In Lugar and Silverstein, West Virginia Rules, 170, the following statement appears:

'Although the terminology heretofore used in equity suits as to parties may have been somewhat different, there is no real difference between the former equity practice as to parties needed in a suit and the practice required by Rule 19. The former decisions will serve as precedents. However, under the Rules these principles will apply to both legal and equitable claims.'

Federal Rule 19 was identical to our procedural rule until 1966, therefore, federal precedent established during that period is helpful in reaching a determination of the issues herein involved.

'Subdivision (a) of original Rule 19 was a generalized statement concerning necessary and indispensable parties to be read in the light of cases at law and in equity. It was not intended to change the rules governing compulsory joinder that had been laid down in those cases.' 3A Moore, Federal Practice, § 19.05(1), page 2202.

Under federal practice, the phrase 'joint interest' was construed to mean those persons who were necessary or indispensable parties under the previous prior practice.

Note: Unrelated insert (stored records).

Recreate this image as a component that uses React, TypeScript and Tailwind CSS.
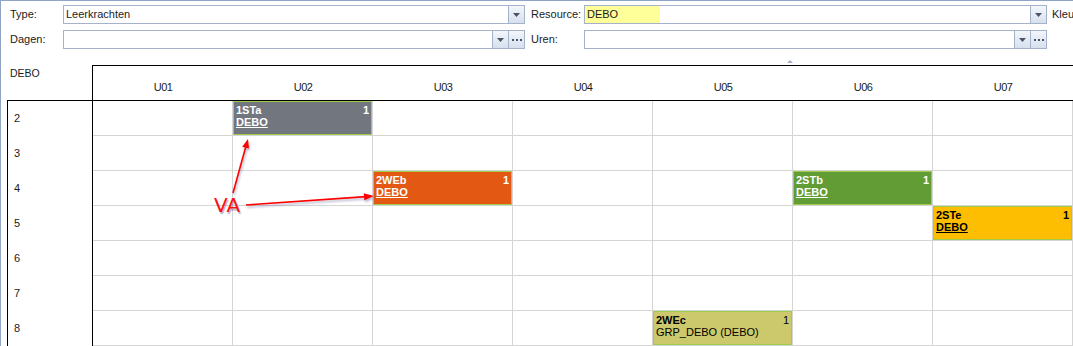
import React from "react";

type Ev = {
  code: string;
  who: string;
  bg: string;
  dark?: boolean;
  plain?: boolean;
};

const cols = ["U01", "U02", "U03", "U04", "U05", "U06", "U07"];
const rows = [2, 3, 4, 5, 6, 7, 8];

// rij-kolom -> les
const events: Record<string, Ev> = {
  "2-1": { code: "1STa", who: "DEBO", bg: "bg-[#71767f]" },
  "4-2": { code: "2WEb", who: "DEBO", bg: "bg-[#e35914]" },
  "4-5": { code: "2STb", who: "DEBO", bg: "bg-[#619c34]" },
  "5-6": { code: "2STe", who: "DEBO", bg: "bg-[#fdbd00]", dark: true },
  "8-4": { code: "2WEc", who: "GRP_DEBO (DEBO)", bg: "bg-[#cbc96b]", dark: true, plain: true },
};

function Arrow() {
  return (
    <svg width="7" height="4" viewBox="0 0 7 4">
      <path d="M0 0h7L3.5 4z" fill="#4b5466" />
    </svg>
  );
}

function Dots() {
  return (
    <div className="flex gap-[2px]">
      <span className="h-[2px] w-[2px] bg-[#4b5466]" />
      <span className="h-[2px] w-[2px] bg-[#4b5466]" />
      <span className="h-[2px] w-[2px] bg-[#4b5466]" />
    </div>
  );
}

function Field({
  width,
  value,
  highlight,
  dots,
}: {
  width: string;
  value?: string;
  highlight?: boolean;
  dots?: boolean;
}) {
  return (
    <div className={`flex h-[19px] shrink-0 border border-[#a5b3ca] bg-white ${width}`}>
      <div className="flex flex-1 items-stretch">
        {value && (
          <div
            className={`flex items-center pl-[2px] ${highlight ? "w-[75px] bg-[#ffff99]" : ""}`}
          >
            {value}
          </div>
        )}
      </div>
      <div className="flex w-[16px] items-center justify-center border-l border-[#a5b3ca] bg-gradient-to-b from-[#f3f6fb] to-[#d6e0ee]">
        <Arrow />
      </div>
      {dots && (
        <div className="flex w-[16px] items-center justify-center border-l border-[#a5b3ca] bg-gradient-to-b from-[#f3f6fb] to-[#d6e0ee]">
          <Dots />
        </div>
      )}
    </div>
  );
}

function Lesson({ ev }: { ev: Ev }) {
  const txt = ev.dark ? "text-black" : "text-white";
  return (
    <div
      className={`h-full w-full border border-[#9fcd4a] px-[2px] pt-[2px] text-[11px] leading-[12px] ${ev.bg} ${txt}`}
    >
      <div className="flex justify-between font-bold">
        <span>{ev.code}</span>
        <span className={ev.plain ? "font-normal" : ""}>1</span>
      </div>
      <div
        className={
          ev.plain ? "" : "font-bold underline decoration-1 underline-offset-[1px]"
        }
      >
        {ev.who}
      </div>
    </div>
  );
}

export default function App() {
  return (
    <div className="relative h-[346px] w-[1073px] overflow-hidden border-l border-t border-[#8fa3c5] bg-white font-['Liberation_Sans',Arial,sans-serif] text-[11px] text-[#1b1b1b]">
      {/* filter */}
      <div className="flex flex-col gap-[6px] pt-[4px] whitespace-nowrap">
        <div className="flex items-center pl-[9px]">
          <div className="w-[53px] shrink-0">Type:</div>
          <Field width="w-[462px]" value="Leerkrachten" />
          <div className="ml-[6px] w-[53px] shrink-0">Resource:</div>
          <Field width="w-[463px]" value="DEBO" highlight />
          <div className="ml-[5px] shrink-0">Kleur</div>
        </div>
        <div className="flex items-center pl-[9px]">
          <div className="w-[53px] shrink-0">Dagen:</div>
          <Field width="w-[462px]" dots />
          <div className="ml-[6px] w-[53px] shrink-0">Uren:</div>
          <Field width="w-[463px]" dots />
        </div>
      </div>

      <div className="flex h-[16px] items-start pl-[786px] pt-[11px]">
        <svg width="6" height="3" viewBox="0 0 6 3">
          <path d="M0 3L3 0l3 3z" fill="#a3b0c2" />
        </svg>
      </div>

      {/* kolomkoppen */}
      <div className="flex h-[35px]">
        <div className="w-[91px] shrink-0 pl-[9px] pt-[2px] text-[10.5px] leading-[13px]">DEBO</div>
        <div className="flex shrink-0 border-l border-t border-black">
          {cols.map((c) => (
            <div
              key={c}
              className="w-[140px] shrink-0 pt-[15px] text-center text-[11px] leading-[13px] tracking-[-0.6px]"
            >
              {c}
            </div>
          ))}
        </div>
      </div>

      {/* rooster */}
      <div className="ml-[6px] border-l border-t border-black">
        {rows.map((r) => (
          <div key={r} className="flex h-[35px]">
            <div className="flex w-[85px] shrink-0 items-center border-r border-black pl-[6px] text-[11px]">
              {r}
            </div>
            {cols.map((c, ci) => {
              const ev = events[`${r}-${ci}`];
              return (
                <div
                  key={c}
                  className="h-[35px] w-[140px] shrink-0 border-b border-r border-[#d5d5d5]"
                >
                  {ev && <Lesson ev={ev} />}
                </div>
              );
            })}
          </div>
        ))}
      </div>

      {/* annotatie */}
      <svg
        className="pointer-events-none absolute left-[-1px] top-[-1px] drop-shadow-[1px_2px_1px_rgba(40,40,110,0.35)]"
        width="1073"
        height="346"
      >
        <line x1="233" y1="193" x2="246" y2="146" stroke="#ff0000" strokeWidth="1.6" />
        <polygon points="248,139 249,148.6 242.2,146.8" fill="#ff0000" />
        <line x1="246" y1="205" x2="366" y2="196.6" stroke="#ff0000" strokeWidth="1.6" />
        <polygon points="374,196 364.3,200.2 363.7,193.2" fill="#ff0000" />
      </svg>
      <span className="pointer-events-none absolute left-[213px] top-[194px] font-['DejaVu_Sans',sans-serif] text-[20px] leading-[20px] text-[#ff1010] [text-shadow:1px_2px_1px_rgba(40,40,110,0.35)]">
        VA
      </span>
    </div>
  );
}
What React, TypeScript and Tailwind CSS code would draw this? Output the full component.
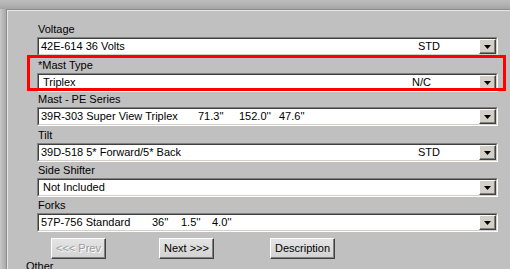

Note, 68 W.Va.L.Rev. 53, 54; 3 A Moore, Federal Practice, § 19.05(1), page 2203.

There is no precise or universal test to determine when a person's interest is such as to make him an 'indispensable' party. 59 Am.Jur.2d, Parties, Section 96, page 485; 1 Hogg, Equity Procedure, § 40 (3d ed.); 3A Moore, Federal Practice, § 19.07(1), page 2227.

In the case of an indispensable party, his presence is required in order that the court may make an adjudication equitable to all persons involved. 3A Moore, Federal Practice, § 19.05(2). The principle which...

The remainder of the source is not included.